Q: What’s the destiny of the PC? Are they on their last years?
Again, it’s not so much that PCs will disappear any more than mainframes or servers have disappeared. What is more likely is that they will be used for isolated, focused jobs. The “end of an era” is the end of growth, not the end of existence. The PC has arguably reached end of growth in most developed markets. There is still strong growth in emerging economies but even there, much of that growth will probably be replaced with smart devices growth.
Q: We had the Mainframe Era, the Terminal Era, the MiniPC Era, The PC Era and now we starting the PostPC Era. Do you imagine what Era we’ll se after the tablets? When do you think is it going to happen?
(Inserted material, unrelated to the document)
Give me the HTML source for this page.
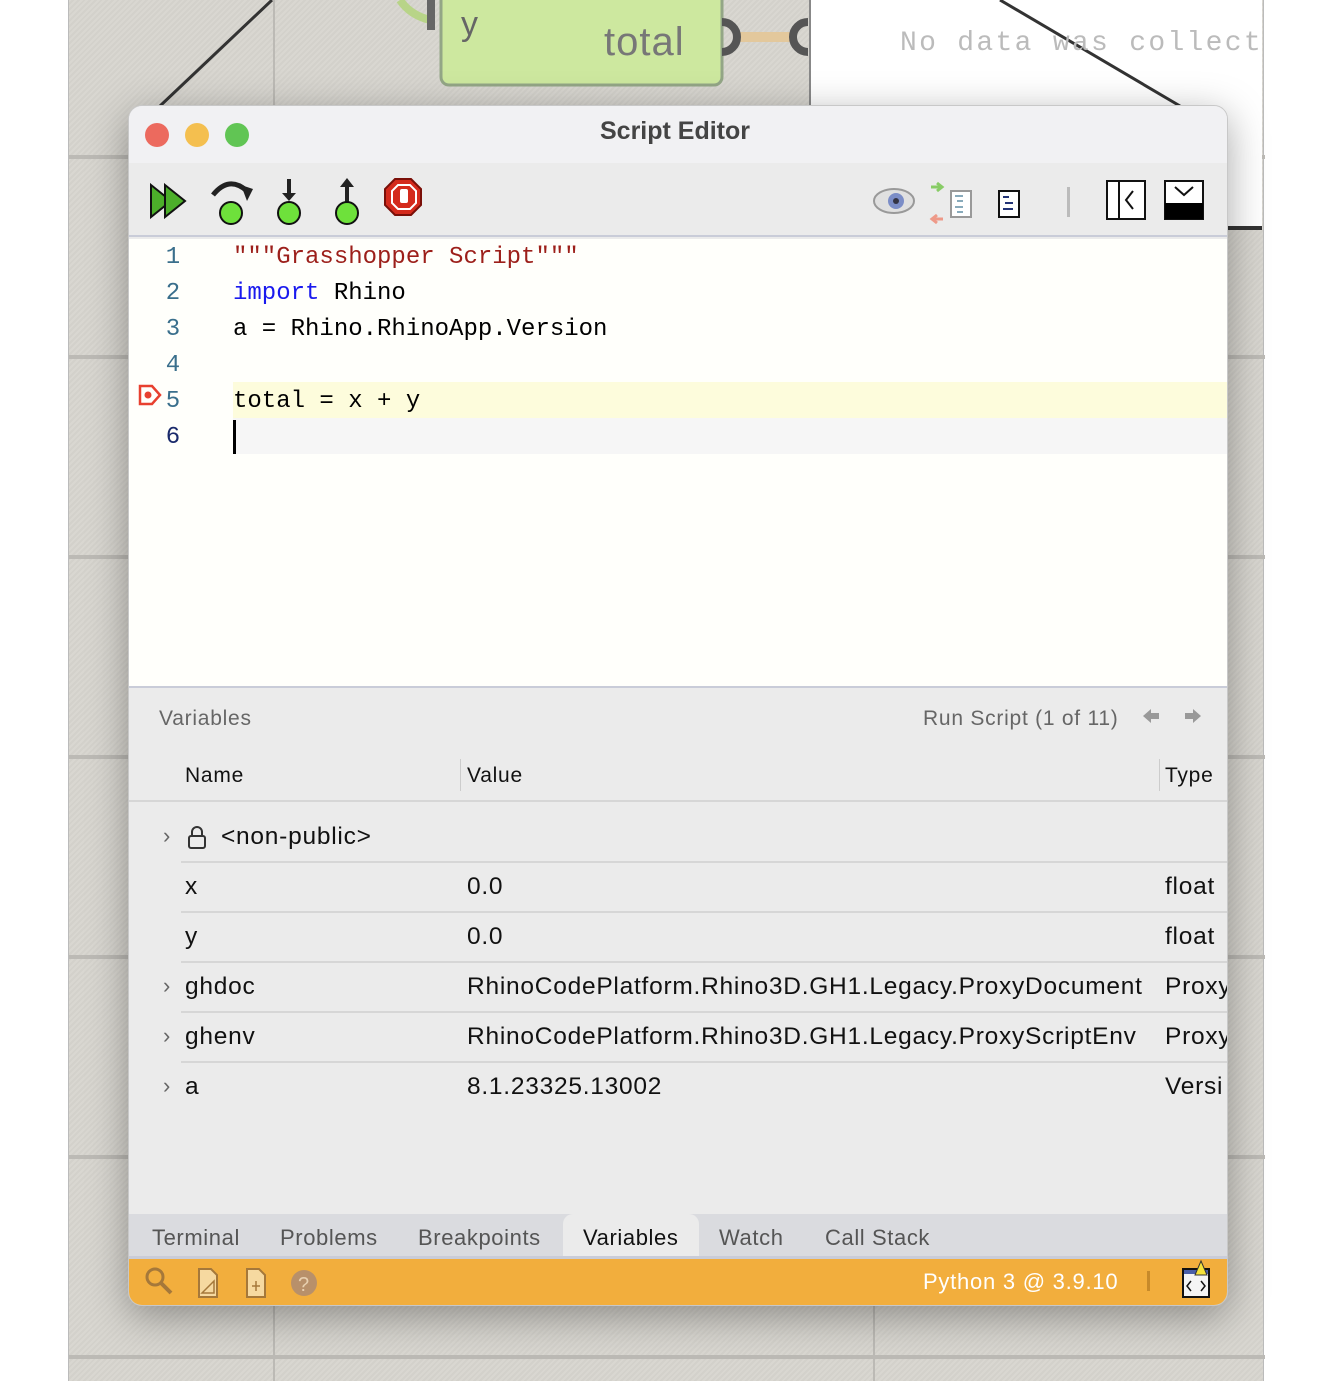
<!DOCTYPE html>
<html><head><meta charset="utf-8"><style>
*{margin:0;padding:0;box-sizing:border-box}
body{width:1340px;height:1381px;position:relative;overflow:hidden;background:#fff;font-family:"Liberation Sans",sans-serif}
.abs{position:absolute}
.canvas{left:68px;top:0;width:1196px;height:1381px;background:repeating-linear-gradient(135deg,#d9d7d1 0 2px,#d3d1cb 2px 4px);border-left:1px solid #bbb;border-right:1px solid #bbb}
.hl{position:absolute;left:0;width:1196px;height:4px;background:#bcbab5}
.vl{position:absolute;top:0;width:2px;height:1381px;background:#bcbab5}
.mono{font-family:"Liberation Mono",monospace}
.win{left:128px;top:105px;width:1100px;height:1201px;border-radius:14px;overflow:hidden;background:#ebebeb;box-shadow:0 10px 40px rgba(0,0,0,.35);border:1px solid #c8c8c8}
.ln{position:absolute;left:32px;width:24px;text-align:center;font-size:24px;color:#3a6f8c}
.code{position:absolute;left:104px;font-size:24px;color:#000;white-space:pre}
.cell{position:absolute;font-size:24.5px;letter-spacing:0.75px;color:#111;white-space:nowrap}
.sep{position:absolute;left:52px;right:0;height:2px;background:#d6d6d6}
.chev{position:absolute;left:34px;font-size:22px;color:#666}
.tab{position:absolute;top:1119px;font-size:22px;letter-spacing:0.6px;color:#555}
</style></head><body>
<div class="abs canvas">
<div class="hl" style="top:155px"></div><div class="hl" style="top:355px"></div><div class="hl" style="top:555px"></div><div class="hl" style="top:755px"></div><div class="hl" style="top:955px"></div><div class="hl" style="top:1155px"></div><div class="hl" style="top:1355px"></div>
<div class="vl" style="left:204px"></div><div class="vl" style="left:804px"></div>
</div>
<svg class="abs" style="left:0;top:0" width="1340" height="240">
<rect x="810" y="0" width="452" height="228" fill="#fff"/>
<line x1="810" y1="0" x2="810" y2="228" stroke="#888" stroke-width="2"/>
<rect x="1228" y="226" width="34" height="4" fill="#333"/>
<line x1="160" y1="106" x2="272" y2="0" stroke="#333" stroke-width="3"/>
<line x1="1000" y1="0" x2="1180" y2="106" stroke="#333" stroke-width="3"/>
<rect x="441" y="-20" width="281" height="105" rx="8" fill="#cde89f" stroke="#93a686" stroke-width="3"/>
<path d="M400 0 Q410 15 430 20" stroke="#b8d488" stroke-width="8" fill="none"/>
<rect x="738" y="32" width="56" height="10" fill="#e3c89c"/>
<path d="M431 0 v30" stroke="#666" stroke-width="8" fill="none"/>
<path d="M722 22 a14 14 0 0 1 0 30" stroke="#555" stroke-width="8" fill="none"/>
<path d="M808 22 a14 14 0 0 0 0 30" stroke="#555" stroke-width="8" fill="none"/>
<text x="461" y="35" font-family="Liberation Sans" font-size="34" fill="#666">y</text>
<text x="604" y="55" font-family="Liberation Sans" font-size="40" letter-spacing="1" fill="#777">total</text>
<text x="900" y="50" font-family="Liberation Mono" font-size="28" letter-spacing="2.3" fill="#bbb">No data was collect</text>
</svg>
<div class="abs win">
<div class="abs" style="left:0;top:0;width:1100px;height:57px;background:#f1f1f3"></div>
<div class="abs" style="left:16px;top:17px;width:24px;height:24px;border-radius:50%;background:#ec6a5e"></div>
<div class="abs" style="left:56px;top:17px;width:24px;height:24px;border-radius:50%;background:#f4bf4f"></div>
<div class="abs" style="left:96px;top:17px;width:24px;height:24px;border-radius:50%;background:#61c554"></div>
<div class="abs" style="left:-4px;top:11px;width:1100px;text-align:center;font-size:25px;font-weight:bold;color:#444">Script Editor</div>
<div class="abs" style="left:0;top:57px;width:1100px;height:74px;background:#ebebeb;border-bottom:2px solid #c9ccd8"></div>
<svg class="abs" style="left:0;top:57px" width="1100" height="74">
<path d="M22 22 l20 16 l-20 16z" fill="#4caf2a" stroke="#111" stroke-width="2"/><path d="M36 22 l20 16 l-20 16z" fill="#4caf2a" stroke="#111" stroke-width="2"/>
<path d="M84 32 q16 -20 34 -4" stroke="#222" stroke-width="5" fill="none"/><path d="M112 22 l12 4 l-6 12z" fill="#222"/>
<ellipse cx="102" cy="50" rx="11" ry="11" fill="#6ee13b" stroke="#111" stroke-width="2"/>
<path d="M160 16 v16" stroke="#222" stroke-width="4"/><path d="M153 30 h14 l-7 8z" fill="#222"/><ellipse cx="160" cy="50" rx="11" ry="11" fill="#6ee13b" stroke="#111" stroke-width="2"/>
<path d="M218 22 v18" stroke="#222" stroke-width="4"/><path d="M211 24 h14 l-7 -9z" fill="#222"/><ellipse cx="218" cy="50" rx="11" ry="11" fill="#6ee13b" stroke="#111" stroke-width="2"/>
<path d="M266 16 h16 l10 10 v16 l-10 10 h-16 l-10 -10 v-16z" fill="#d42a1c" stroke="#7a0f08" stroke-width="2"/><path d="M269 22 h12 l6 6 v12 l-6 6 h-12 l-6 -6 v-12z" fill="none" stroke="#fff" stroke-width="2"/><rect x="271" y="26" width="8" height="14" rx="2" fill="#fff"/>
<ellipse cx="765" cy="38" rx="20" ry="12" fill="#e0e0e0" stroke="#999" stroke-width="2"/><circle cx="767" cy="38" r="8" fill="#7b8dc7"/><circle cx="767" cy="38" r="3" fill="#334"/>
<rect x="822" y="28" width="20" height="26" fill="#fff" stroke="#999" stroke-width="2"/><path d="M826 33h8M828 38h6M826 44h8M828 49h6" stroke="#8ab" stroke-width="2"/><path d="M802 24 h10 M808 20 l5 4 l-5 4" stroke="#8c6" stroke-width="3" fill="none"/><path d="M814 56 h-10 M808 52 l-5 4 l5 4" stroke="#e98" stroke-width="3" fill="none"/>
<rect x="870" y="28" width="20" height="26" fill="#fff" stroke="#111" stroke-width="2"/><path d="M874 34h6M876 40h8M874 46h10" stroke="#237" stroke-width="2"/>
<rect x="938" y="24" width="3" height="30" fill="#bbb"/>
<rect x="978" y="18" width="38" height="38" fill="#fff" stroke="#111" stroke-width="2"/><path d="M990 18 v38 M1004 28 l-7 9 l7 9" stroke="#111" stroke-width="2" fill="none"/>
<rect x="1036" y="18" width="38" height="38" fill="#fff" stroke="#111" stroke-width="2"/><rect x="1036" y="40" width="38" height="16" fill="#000"/><path d="M1046 24 l9 8 l9 -8" stroke="#111" stroke-width="2" fill="none"/>
</svg>
<div class="abs mono" style="left:0;top:133px;width:1100px;height:448px;background:#fffffb">
<div class="abs" style="left:104px;top:143px;width:996px;height:36px;background:#fdfcdc"></div>
<div class="abs" style="left:104px;top:179px;width:996px;height:36px;background:#f6f6f6"></div>
<div class="ln" style="top:5px">1</div><div class="ln" style="top:41px">2</div><div class="ln" style="top:77px">3</div><div class="ln" style="top:113px">4</div><div class="ln" style="top:149px">5</div><div class="ln" style="top:185px;color:#1a2a6b">6</div>
<svg class="abs" style="left:8px;top:144px" width="26" height="26"><path d="M3 3 h12 l8 9 l-8 9 h-12z" fill="none" stroke="#e8402f" stroke-width="2.5"/><circle cx="11" cy="12" r="3.5" fill="#e8402f"/></svg>
<div class="code" style="top:5px;color:#9c1f1a">"""Grasshopper Script"""</div>
<div class="code" style="top:41px"><span style="color:#1a1aee">import</span> Rhino</div>
<div class="code" style="top:77px">a = Rhino.RhinoApp.Version</div>
<div class="code" style="top:149px">total = x + y</div>
<div class="abs" style="left:104px;top:181px;width:3px;height:34px;background:#000"></div>
</div>
<div class="abs" style="left:0;top:580px;width:1100px;height:2px;background:#c9ccd8"></div>
<div class="cell" style="left:30px;top:601px;font-size:21px;color:#666">Variables</div>
<div class="cell" style="left:794px;top:601px;font-size:21px;color:#666">Run Script (1 of 11)</div>
<svg class="abs" style="left:1010px;top:598px" width="70" height="24"><path d="M4 12 l8 -7 v4 h8 v6 h-8 v4z" fill="#999"/><path d="M62 12 l-8 -7 v4 h-8 v6 h8 v4z" fill="#999"/></svg>
<div class="cell" style="left:56px;top:658px;font-size:21px">Name</div>
<div class="abs" style="left:331px;top:653px;width:1px;height:32px;background:#ccc"></div>
<div class="cell" style="left:338px;top:658px;font-size:21px">Value</div>
<div class="abs" style="left:1030px;top:653px;width:1px;height:32px;background:#ccc"></div>
<div class="cell" style="left:1036px;top:658px;font-size:21px">Type</div>
<div class="abs" style="left:0;top:694px;width:1100px;height:2px;background:#d6d6d6"></div>
<div class="chev" style="top:717px">›</div>
<svg class="abs" style="left:58px;top:718px" width="20" height="26"><path d="M5 12 v-4 a5 5 0 0 1 10 0 v4" stroke="#333" stroke-width="2" fill="none"/><rect x="2" y="12" width="16" height="12" rx="2" fill="none" stroke="#333" stroke-width="2"/></svg>
<div class="cell" style="left:92px;top:717px">&lt;non-public&gt;</div>
<div class="sep" style="top:755px"></div>
<div class="cell" style="left:56px;top:767px">x</div><div class="cell" style="left:338px;top:767px">0.0</div><div class="cell" style="left:1036px;top:767px">float</div>
<div class="sep" style="top:805px"></div>
<div class="cell" style="left:56px;top:817px">y</div><div class="cell" style="left:338px;top:817px">0.0</div><div class="cell" style="left:1036px;top:817px">float</div>
<div class="sep" style="top:855px"></div>
<div class="chev" style="top:867px">›</div><div class="cell" style="left:56px;top:867px">ghdoc</div><div class="cell" style="left:338px;top:867px">RhinoCodePlatform.Rhino3D.GH1.Legacy.ProxyDocument</div><div class="cell" style="left:1036px;top:867px">Proxy</div>
<div class="sep" style="top:905px"></div>
<div class="chev" style="top:917px">›</div><div class="cell" style="left:56px;top:917px">ghenv</div><div class="cell" style="left:338px;top:917px">RhinoCodePlatform.Rhino3D.GH1.Legacy.ProxyScriptEnv</div><div class="cell" style="left:1036px;top:917px">Proxy</div>
<div class="sep" style="top:955px"></div>
<div class="chev" style="top:967px">›</div><div class="cell" style="left:56px;top:967px">a</div><div class="cell" style="left:338px;top:967px">8.1.23325.13002</div><div class="cell" style="left:1036px;top:967px">Versi</div>
<div class="abs" style="left:0;top:1108px;width:1100px;height:44px;background:#dadbdf"></div>
<div class="abs" style="left:434px;top:1108px;width:136px;height:46px;background:#ebebeb;border-radius:10px 10px 0 0"></div>
<div class="tab" style="left:23px">Terminal</div><div class="tab" style="left:151px">Problems</div><div class="tab" style="left:289px">Breakpoints</div><div class="tab" style="left:454px;color:#111">Variables</div><div class="tab" style="left:590px">Watch</div><div class="tab" style="left:696px">Call Stack</div>
<div class="abs" style="left:0;top:1150px;width:1100px;height:3px;background:#c9ccd8"></div>
<div class="abs" style="left:0;top:1153px;width:1100px;height:48px;background:#f2ae3d"></div>
<svg class="abs" style="left:0;top:1153px" width="1100" height="48">
<circle cx="26" cy="18" r="8" fill="none" stroke="#a5783a" stroke-width="3"/><path d="M32 24 l10 10" stroke="#a5783a" stroke-width="4"/>
<path d="M70 10 h12 l6 6 v22 h-18z" fill="#f6d9a0" stroke="#a5783a" stroke-width="2"/><path d="M73 34 l12 -12 v12z" fill="none" stroke="#a5783a" stroke-width="1.5"/>
<path d="M118 10 h12 l6 6 v22 h-18z" fill="#f6d9a0" stroke="#a5783a" stroke-width="2"/><path d="M127 22 v10 M123 27 h8" stroke="#a5783a" stroke-width="1.5"/>
<circle cx="175" cy="24" r="13" fill="#b8906a"/><text x="169" y="32" font-family="Liberation Sans" font-size="20" fill="#e8d0b0">?</text>
<rect x="1018" y="12" width="3" height="20" fill="#c78a2a"/>
<rect x="1054" y="10" width="26" height="28" fill="#f4f4f4" stroke="#111" stroke-width="2"/><rect x="1055" y="11" width="24" height="4" fill="#4a5fa8"/><path d="M1062 22 l-4 5 l4 5 M1072 22 l4 5 l-4 5" stroke="#111" stroke-width="1.5" fill="none"/><path d="M1072 2 l6 14 h-12z" fill="#f5e23a" stroke="#333" stroke-width="1"/>
</svg>
<div class="cell" style="left:794px;top:1163px;font-size:22px;color:#fff">Python 3 @ 3.9.10</div>
</div>
</body></html>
I don’t try to be a futurist who can see with clarity technological change. I try to see the patterns of markets through the motivation of companies. With that in mind, my answer will be that large companies will acquire promising new technologies from start-up companies and implement products with global distribution. To see the future you therefore need to look at what small companies are doing today. I note that there is a lot of innovation in new communication methods (social media) and new input methods around gestures and display technology. I am skeptical about the power of voice controls.
I’m most confident that there will be a re-definition of television, a “socialization” of almost all media. So I’ll abstain from answering directly what happens after the Tablet Era. Perhaps something more personal and more of a companion than a tool.